• COLLECTED DATA:
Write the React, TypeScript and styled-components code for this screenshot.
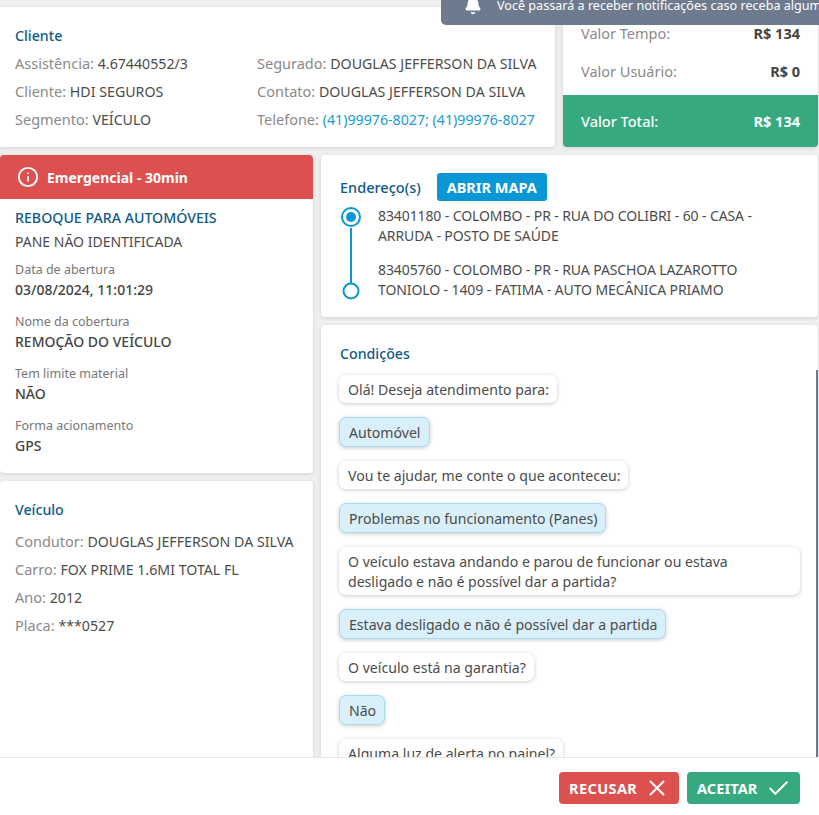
import React from 'react';
import styled, { createGlobalStyle } from 'styled-components';
import { Bell, Check, Info, X } from 'lucide-react';

const Global = createGlobalStyle`
  html, body { margin: 0; padding: 0; height: 100%; overflow: hidden; }
  body { font-family: "Noto Sans", "Open Sans", sans-serif; font-size: 14.5px; color: #4a4a4a; background: #efefef; }
  * { box-sizing: border-box; }
`;

const Page = styled.div`
  height: 815px; display: flex; flex-direction: column; position: relative; overflow: hidden;
`;
const Main = styled.div`
  flex: 1; min-height: 0; overflow: hidden; padding: 7px 1px 0 0;
  display: grid; grid-template-columns: 313px 1fr; grid-template-rows: 140px 1fr; gap: 8px;
`;
const Card = styled.section`
  background: #fff; border-radius: 4px; box-shadow: 0 1px 4px rgba(0,0,0,.12); overflow: hidden;
`;
const Top = styled.div`
  grid-column: 1 / 3; display: grid; grid-template-columns: 555px 1fr; gap: 8px;
`;
const ClientCard = styled(Card)`
  padding: 18px 15px 0; display: grid; grid-template-columns: 242px 1fr; grid-auto-rows: 28px; border-radius: 0 4px 4px 0;
`;
const Title = styled.h2`
  margin: 0; font-size: 14.2px; font-weight: 500; color: #0f5a85; line-height: 22px;
`;
const ClientTitle = styled(Title)`grid-column: 1 / 3; height: 28px;`;
const Line = styled.div`
  height: 20px; line-height: 20px; color: #8a8a8a; white-space: nowrap;
  b { font-weight: 400; color: #4c4c4c; font-size: 14.2px; }
  a { color: #1a9ad6; text-decoration: none; font-size: 14.2px; }
`;
const Values = styled(Card)`
  display: flex; flex-direction: column; 
`;
const ValueRows = styled.div`
  flex: 1; padding: 16px 18px 0 18px; display: flex; flex-direction: column; gap: 18px;
`;
const ValueRow = styled.div`
  display: flex; justify-content: space-between; line-height: 20px; color: #8a8a8a;
  b { font-weight: 700; color: #444; }
`;
const Total = styled.div`
  height: 52px; background: #37a97f; color: #fff; padding: 0 18px; display: flex; justify-content: space-between; align-items: center; font-weight: 500;
  b { font-weight: 700; }
`;
const LeftCol = styled.div`display: flex; flex-direction: column; gap: 8px; min-height: 0;`;
const RightCol = styled.div`display: flex; flex-direction: column; gap: 8px; min-height: 0;`;
const ServiceCard = styled(Card)`height: 318px;`;
const Alert = styled.div`
  height: 44px; background: #dd5050; color: #fff; display: flex; align-items: center; gap: 8px; padding: 0 17px; font-weight: 700; font-size: 14px;
`;
const ServiceBody = styled.div`padding: 8px 15px 0;`;
const Sub = styled.div`line-height: 26px; color: #4c4c4c; margin-bottom: 5px; font-size: 14px;`;
const Field = styled.div`margin-bottom: 12px;`;
const Label = styled.div`font-size: 12.5px; line-height: 19px; color: #777;`;
const Value = styled.div`
  line-height: 21px; color: #444; font-weight: 500; font-size: 14px;
`;
const VehicleCard = styled(Card)`flex: 1; padding: 18px 15px; display: flex; flex-direction: column; gap: 8px; border-radius: 4px 4px 0 0;`;
const VehicleTitle = styled(Title)`margin-bottom: 2px;`;
const AddressCard = styled(Card)`height: 162px; padding: 18px 19px 0;`;
const AddressHead = styled.div`display: flex; align-items: center; gap: 16px; height: 28px;`;
const HeadTitle = styled(Title)`font-size: 14.5px; line-height: 20px;`;
const MapButton = styled.button`
  height: 28px; width: 110px; border: 0; border-radius: 3px; background: #0a97d6; color: #fff; font: 700 14.5px "Noto Sans", sans-serif; padding: 0;
`;
const Stops = styled.div`display: grid; grid-template-columns: 24px 1fr; column-gap: 15px; margin: 5px 0 0 -1px;`;
const Track = styled.svg`width: 24px; height: 96px;`;
const StopList = styled.div`display: flex; flex-direction: column; gap: 14px;`;
const Stop = styled.div`font-size: 14px; line-height: 20px; color: #4c4c4c; max-width: 400px; letter-spacing: -.1px;`;
const ConditionsCard = styled(Card)`flex: 1; padding: 18px 18px 0; position: relative; border-radius: 4px 4px 0 0;`;
const CondTitle = styled(Title)`margin-left: 1px;`;
const Chat = styled.div`display: flex; flex-direction: column; align-items: flex-start; gap: 14px; margin-top: 10px;`;
const Bubble = styled.div<{ $answer?: boolean }>`
  padding: 5px 8px 3px 9px; line-height: 20px; border-radius: 7px; max-width: 461px; font-size: 14.1px; color: #4c4c4c;
  background: ${p => (p.$answer ? '#d9eff9' : '#fff')};
  border: ${p => (p.$answer ? '1px solid #a9dcf2' : '0')};
  box-shadow: 0 1px 4px rgba(0,0,0,.2);
`;
const ScrollBar = styled.div`
  position: absolute; right: 0; top: 45px; bottom: 0; width: 2px; background: #6b7a90;
`;
const Footer = styled.footer`
  height: 58px; background: #fff; border-top: 1px solid #e6e6e6; display: flex; justify-content: flex-end; align-items: flex-start; gap: 8px; padding: 14px 19px 0 0; position: relative;
`;
const Action = styled.button<{ $bg: string; $w: number; $ls: number }>`
  height: 32px; width: ${p => p.$w}px; border: 0; border-radius: 4px; background: ${p => p.$bg}; color: #fff; font: 700 14.5px "Noto Sans", sans-serif; letter-spacing: ${p => p.$ls}px;
  display: flex; align-items: center; justify-content: space-between; padding: 0 9px 0 10px;
`;
const Toast = styled.div`
  position: absolute; top: 0; left: 441px; right: 0; height: 25px; background: #6e7b8f; color: #fff; border-radius: 0 0 0 5px;
  display: flex; align-items: flex-end; gap: 15px; padding: 0 0 11px 23px; font-size: 12.6px; white-space: nowrap; overflow: hidden;
`;
const ToastBell = styled(Bell)`flex: none; margin-bottom: -1px;`;

const stops = [
  '83401180 - COLOMBO - PR - RUA DO COLIBRI - 60 - CASA - ARRUDA - POSTO DE SAÚDE',
  '83405760 - COLOMBO - PR - RUA PASCHOA LAZAROTTO TONIOLO - 1409 - FATIMA - AUTO MECÂNICA PRIAMO',
];
const chat: [string, boolean][] = [
  ['Olá! Deseja atendimento para:', false],
  ['Automóvel', true],
  ['Vou te ajudar, me conte o que aconteceu:', false],
  ['Problemas no funcionamento (Panes)', true],
  ['O veículo estava andando e parou de funcionar ou estava desligado e não é possível dar a partida?', false],
  ['Estava desligado e não é possível dar a partida', true],
  ['O veículo está na garantia?', false],
  ['Não', true],
  ['Alguma luz de alerta no painel?', false],
];

export default function App() {
  return (
    <Page>
      <Global />
      <Main>
        <Top>
          <ClientCard>
            <ClientTitle>Cliente</ClientTitle>
            <Line>Assistência: <b>4.67440552/3</b></Line>
            <Line>Segurado: <b>DOUGLAS JEFFERSON DA SILVA</b></Line>
            <Line>Cliente: <b>HDI SEGUROS</b></Line>
            <Line>Contato: <b>DOUGLAS JEFFERSON DA SILVA</b></Line>
            <Line>Segmento: <b>VEÍCULO</b></Line>
            <Line>Telefone: <a>(41)99976-8027; (41)99976-8027</a></Line>
          </ClientCard>
          <Values>
            <ValueRows>
              <ValueRow>Valor Tempo:<b>R$ 134</b></ValueRow>
              <ValueRow>Valor Usuário:<b>R$ 0</b></ValueRow>
            </ValueRows>
            <Total>Valor Total:<b>R$ 134</b></Total>
          </Values>
        </Top>
        <LeftCol>
          <ServiceCard>
            <Alert><Info size={22} strokeWidth={2} />Emergencial - 30min</Alert>
            <ServiceBody>
              <Title>REBOQUE PARA AUTOMÓVEIS</Title>
              <Sub>PANE NÃO IDENTIFICADA</Sub>
              <Field><Label>Data de abertura</Label><Value>03/08/2024, 11:01:29</Value></Field>
              <Field><Label>Nome da cobertura</Label><Value>REMOÇÃO DO VEÍCULO</Value></Field>
              <Field><Label>Tem limite material</Label><Value>NÃO</Value></Field>
              <Field><Label>Forma acionamento</Label><Value>GPS</Value></Field>
            </ServiceBody>
          </ServiceCard>
          <VehicleCard>
            <VehicleTitle>Veículo</VehicleTitle>
            <Line>Condutor: <b>DOUGLAS JEFFERSON DA SILVA</b></Line>
            <Line>Carro: <b>FOX PRIME 1.6MI TOTAL FL</b></Line>
            <Line>Ano: <b>2012</b></Line>
            <Line>Placa: <b>***0527</b></Line>
          </VehicleCard>
        </LeftCol>
        <RightCol>
          <AddressCard>
            <AddressHead><HeadTitle>Endereço(s)</HeadTitle><MapButton>ABRIR MAPA</MapButton></AddressHead>
            <Stops>
              <Track viewBox="0 0 24 96">
                <line x1="12" y1="22" x2="12" y2="78" stroke="#0a97d6" strokeWidth="2" />
                <circle cx="12" cy="11" r="9" fill="none" stroke="#0a97d6" strokeWidth="2" />
                <circle cx="12" cy="11" r="5" fill="#0a97d6" />
                <circle cx="12" cy="85" r="7.5" fill="none" stroke="#0a97d6" strokeWidth="2" />
              </Track>
              <StopList>{stops.map(s => <Stop key={s}>{s}</Stop>)}</StopList>
            </Stops>
          </AddressCard>
          <ConditionsCard>
            <CondTitle>Condições</CondTitle>
            <Chat>{chat.map(([t, a]) => <Bubble key={t} $answer={a}>{t}</Bubble>)}</Chat>
            <ScrollBar />
          </ConditionsCard>
        </RightCol>
      </Main>
      <Footer>
        <Action $bg="#dd5050" $w={120} $ls={0.4}>RECUSAR <X size={26} strokeWidth={1.85} /></Action>
        <Action $bg="#37a97f" $w={113} $ls={0.1}>ACEITAR <Check size={25} strokeWidth={1.9} /></Action>
      </Footer>
      <Toast><ToastBell size={18} fill="#fff" />Você passará a receber notificações caso receba algum serviço</Toast>
    </Page>
  );
}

• THE EXERCISE:
Copy nothing but the lines from the top of the material through the line holding "Check, Info, X", exactly as written; omit pictures.

• RESPONSE FOR THIS EXERCISE:
Write the React, TypeScript and styled-components code for this screenshot.
import React from 'react';
import styled, { createGlobalStyle } from 'styled-components';
import { Bell, Check, Info, X } from 'lucide-react';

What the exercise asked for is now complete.